Nunca tive dúvidas de que ouviria isso, 20 anos depois, e que ele continuaria sendo muito bom. Instantâneos da banda, como o Ivan gosta de dizer. Registros daquele momento. Com suas belezas e imperfeições, registros de um tempo, de uma época, de uma turma de amigos.

Em “Dias” estão canções clássicas, compostas e cantadas por Igor, um exímio criador de cenas cinematográficas em forma de canções. Faixas como “Recado”, “Me apaixonei por uma burguesa” e “Tudo que eu Queria agora” – não me deixam mentir. Conversas cantadas de uma forma tão pessoal, de um jeito tão cotidiano, quase sem nada de especial, para os ouvidos apressados e acostumados a sons polidos e cheios de truques. Não existe nada que substitua um compositor interpretando sua obra, cante ele a plenos pulmões ou para si mesmo, quase que querendo se esconder, como parecia fazer o Igor. Instantâneos dos nossos dias passados, que com a marca do tempo se tornam outra vez tão atuais.

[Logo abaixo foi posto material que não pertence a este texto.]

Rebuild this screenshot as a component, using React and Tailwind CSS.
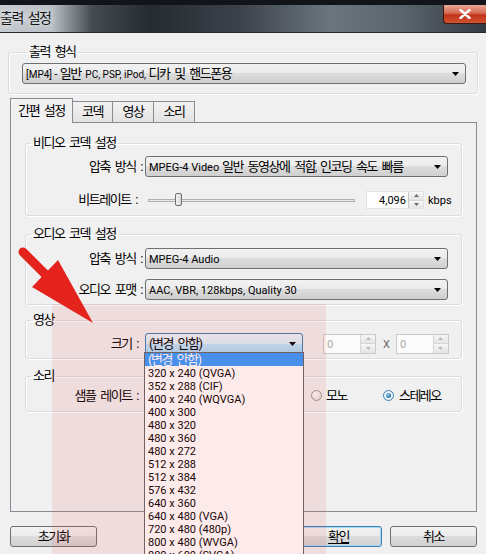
import React from "react";

// Latin runs are drawn smaller/narrower than the Hangul, as in the original dialog
const L = ({ children, small = false }) => (
  <span className={`${small ? "text-[10px]" : "text-[11px]"} tracking-normal [word-spacing:0]`}>{children}</span>
);

const Caret = () => (
  <svg width="7" height="4" viewBox="0 0 7 4" className="flex-none">
    <path d="M0 0h7L3.5 4z" fill="#000" />
  </svg>
);

const Combo = ({ children, open = false, className = "" }) => (
  <div
    className={`flex h-[21px] items-center rounded-[3px] border pl-[3px] pr-[6px] ${
      open
        ? "border-[#3c7fb1] bg-[linear-gradient(#eaf6fd_0%,#d9f0fc_50%,#bee6fd_50%,#a7d9f5_100%)]"
        : "border-[#707070] bg-[linear-gradient(#f2f2f2_0%,#ebebeb_50%,#dddddd_50%,#cfcfcf_100%)]"
    } ${className}`}
  >
    <span className="flex-1 truncate leading-[19px]">{children}</span>
    <Caret />
  </div>
);

const SpinButtons = ({ disabled = false }) => (
  <div
    className={`flex w-[15px] flex-none flex-col self-stretch border-l ${
      disabled ? "border-[#d6d6d6]" : "border-[#c8c8c8]"
    }`}
  >
    {["M0 3L2.5 0L5 3z", "M0 0h5L2.5 3z"].map((d, i) => (
      <div
        key={i}
        className={`flex flex-1 items-center justify-center ${
          i === 0 ? "border-b border-[#d6d6d6]" : ""
        } bg-[linear-gradient(#f6f6f6,#e4e4e4)]`}
      >
        <svg width="5" height="3" viewBox="0 0 5 3">
          <path d={d} fill={disabled ? "#b8b8b8" : "#6c6c6c"} />
        </svg>
      </div>
    ))}
  </div>
);

const Box = ({ title, className = "", children }) => (
  <fieldset
    className={`rounded-[3px] border border-[#d5dfe5] shadow-[inset_1px_1px_0_#fff,1px_1px_0_#fff] ${className}`}
  >
    <legend className="ml-[5px] px-[2px] leading-[16px]">{title}</legend>
    {children}
  </fieldset>
);

const Row = ({ label, children, className = "", labelW = "w-[116px]" }) => (
  <div className={`flex items-center ${className}`}>
    <div className={`${labelW} flex-none text-right`}>{label}</div>
    <div className="ml-[3px] flex items-center">{children}</div>
  </div>
);

const Button = ({ children, focused = false, underline = false }) => (
  <div
    className={`flex h-[21px] w-[87px] items-center justify-center rounded-[3px] border ${
      focused
        ? "border-[#3c7fb1] shadow-[inset_0_0_0_1px_#a7d9f5]"
        : "border-[#707070]"
    } bg-[linear-gradient(#f2f2f2_0%,#ebebeb_50%,#dddddd_50%,#cfcfcf_100%)]`}
  >
    <span className={underline ? "underline underline-offset-2" : ""}>{children}</span>
  </div>
);

const sizes = [
  "320 x 240 (QVGA)",
  "352 x 288 (CIF)",
  "400 x 240 (WQVGA)",
  "400 x 300",
  "480 x 320",
  "480 x 360",
  "480 x 272",
  "512 x 288",
  "512 x 384",
  "576 x 432",
  "640 x 360",
  "640 x 480 (VGA)",
  "720 x 480 (480p)",
  "800 x 480 (WVGA)",
  "800 x 600 (SVGA)",
];

export default function App() {
  return (
    <div className="relative h-[554px] w-[486px] overflow-hidden bg-[#f0f0f0] font-['Liberation_Sans_Narrow','Roboto','Noto_Sans_CJK_KR',sans-serif] text-[13px] tracking-[-1.5px] text-black [word-spacing:3px]">
      {/* Title bar */}
      <div className="flex h-[33px] border-t-[5px] border-b border-t-[#11151a] border-b-[#22272d] bg-[linear-gradient(90deg,#c6cbd0_0px,#b9bfc5_52px,#454b52_92px,#262b31_150px,#3b424a_240px,#6c757e_330px,#5c656d_400px,#343a41_486px)]">
        <span className="mt-[5px] text-[14px] leading-[17px] text-[#151515] [text-shadow:0_0_6px_#fff]">출력 설정</span>
        <div className="ml-auto flex h-[19px] w-[43px] items-center justify-center rounded-bl-[4px] border border-t-0 border-r-0 border-[#3d1710] bg-[linear-gradient(#e9a797_0%,#d56a52_45%,#c2331a_55%,#d1532f_100%)]">
          <svg width="12" height="10" viewBox="0 0 12 10">
            <path d="M1.5 1L10.5 9M10.5 1L1.5 9" stroke="#fff" strokeWidth="2.4" strokeLinecap="round" />
          </svg>
        </div>
      </div>

      {/* Output format */}
      <Box title="출력 형식" className="mx-[8px] mt-[11px] pb-[9px] pl-[13px] pr-[11px]">
        <div className="mt-[3px]">
          <Combo>
            <L small>[MP4] - </L>일반 <L small>PC, PSP, iPod, </L>디카 및 핸드폰용
          </Combo>
        </div>
      </Box>

      {/* Tabs */}
      <div className="ml-[10px] mt-[4px] flex h-[24px] items-end">
        <div className="relative z-10 -mb-px flex h-[25px] w-[63px] items-center justify-center border border-b-0 border-[#898c95] bg-[#f0f0f0]">
          간편 설정
        </div>
        {["코덱", "영상", "소리"].map((t, i) => (
          <div
            key={t}
            className={`-ml-px flex h-[21px] items-center justify-center border border-b-0 border-[#898c95] bg-[linear-gradient(#f2f2f2,#e3e3e3)] ${
              i === 0 ? "w-[41px]" : "w-[42px]"
            }`}
          >
            {t}
          </div>
        ))}
      </div>

      {/* Panel */}
      <div className="ml-[10px] mr-[9px] h-[390px] border border-[#898c95] px-[14px] pt-[12px]">
        <Box title="비디오 코덱 설정" className="pb-[6px] pt-[5px]">
          <Row label="압축 방식 :">
            <Combo className="w-[303px]">
              <L>MPEG-4 Video </L>일반 동영상에 적합<L>, </L>인코딩 속도 빠름
            </Combo>
          </Row>
          <Row label="비트레이트 :" labelW="w-[111px]" className="mt-[14px] h-[18px]">
            <div className="relative ml-[8px] h-[18px] w-[207px]">
              <div className="absolute left-0 right-0 top-[8px] h-[3px] border border-[#b0b0b0] bg-[#e7eaea]" />
              <div className="absolute left-[27px] top-[2px] h-[13px] w-[7px] rounded-[2px] border border-[#707070] bg-[linear-gradient(90deg,#f2f2f2,#d8d8d8)]" />
            </div>
            <div className="ml-[11px] flex h-[18px] w-[58px] border border-[#e2e2e2] bg-white">
              <span className="flex-1 pr-[2px] text-right leading-[16px]">
                <L>4,096</L>
              </span>
              <SpinButtons />
            </div>
            <span className="ml-[4px]">
              <L>kbps</L>
            </span>
          </Row>
        </Box>

        <Box title="오디오 코덱 설정" className="mt-[10px] pb-[4px] pt-[6px]">
          <Row label="압축 방식 :">
            <Combo className="w-[303px]">
              <L>MPEG-4 Audio</L>
            </Combo>
          </Row>
          <Row label="오디오 포맷 :" className="mt-[10px]">
            <Combo className="w-[303px]">
              <L>AAC, VBR, 128kbps, Quality 30</L>
            </Combo>
          </Row>
        </Box>

        <Box title="영상" className="mt-[7px] pb-[4px] pt-[5px]">
          <Row label="크기 :" labelW="w-[112px]">
            <Combo open className="ml-[4px] w-[158px]">
              (변경 안함)
            </Combo>
            {[0, 1].map((k) => (
              <React.Fragment key={k}>
                {k === 1 && (
                  <span className="ml-[7px] mr-[6px] text-[#6d6d6d]">
                    <L>X</L>
                  </span>
                )}
                <div
                  className={`flex h-[20px] w-[53px] border border-[#c9c9c9] bg-[#fbfbfb] ${
                    k === 0 ? "ml-[20px]" : ""
                  }`}
                >
                  <span className="flex-1 pl-[3px] leading-[18px] text-[#a8a8a8]">
                    <L>0</L>
                  </span>
                  <SpinButtons disabled />
                </div>
              </React.Fragment>
            ))}
          </Row>
        </Box>

        <Box title="소리" className="mt-[9px] pb-[5px] pt-[1px]">
          <Row label="샘플 레이트 :" labelW="w-[112px]">
            <Combo className="ml-[4px] w-[158px]" />
            <span className="ml-[8px] h-[11px] w-[11px] rounded-full border border-[#9a9a9a] bg-[radial-gradient(circle_at_40%_35%,#fff,#dcdcdc)]" />
            <span className="ml-[4px]">모노</span>
            <span className="ml-[36px] flex h-[11px] w-[11px] items-center justify-center rounded-full border border-[#3c7fb1] bg-[#e8f2fa]">
              <span className="h-[5px] w-[5px] rounded-full bg-[radial-gradient(circle_at_35%_35%,#8fd0f0,#0d4d80)]" />
            </span>
            <span className="ml-[5px]">스테레오</span>
          </Row>
        </Box>
      </div>

      {/* Bottom buttons */}
      <div className="ml-[10px] mr-[9px] mt-[14px] flex">
        <Button>초기화</Button>
        <div className="ml-auto flex gap-[8px]">
          <Button focused underline>
            확인
          </Button>
          <Button>취소</Button>
        </div>
      </div>

      {/* Open dropdown list */}
      <div className="absolute left-[144px] top-[352px] h-[215px] w-[160px] border border-[#646464] bg-white">
        <div className="h-[13px] bg-[#3399ff] px-[3px] leading-[13px] text-white">(변경 안함)</div>
        {sizes.map((s) => (
          <div key={s} className="h-[13px] px-[3px] leading-[13px]">
            <L>{s}</L>
          </div>
        ))}
      </div>

      {/* Pink highlight overlay */}
      <div className="pointer-events-none absolute left-[52px] top-[304px] h-[250px] w-[274px] bg-[rgba(235,60,60,0.11)]" />

      {/* Red arrow */}
      <svg
        className="pointer-events-none absolute left-0 top-0"
        width="486"
        height="554"
        viewBox="0 0 486 554"
      >
        <line x1="23" y1="252" x2="48" y2="277" stroke="#e3231c" strokeWidth="9" strokeLinecap="round" />
        <path d="M58 260L32 287L93 323z" fill="#e3231c" />
      </svg>
    </div>
  );
}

Importante lembrar ainda que OAEOZ é um encontro de três gerações, cada qual com suas referências. O ‘menino’ Igor e Ivan, que convidaram Camarão, que já tinha história na música curitibana e que foram completados pelo Rodrigo “Zoio”, ex-Gummers, outro rapaz da turma do Igor. OAEOZ, a banda, acabou depois de 10 anos de existência, oito trabalhos lançados. Mas, as canções sobrevivem ao passar do tempo. Ouvir “Dias” 20 anos depois reforça a sensação, captada na época pelo jornalista Marcos Zibordi, em matéria de capa no Caderno G, da Gazeta do Povo: “a música do oaeoz é uma espécie de antídoto pro cinismo que virou moda nos nossos dias”. Continua sendo, em tempos ainda mais cínicos.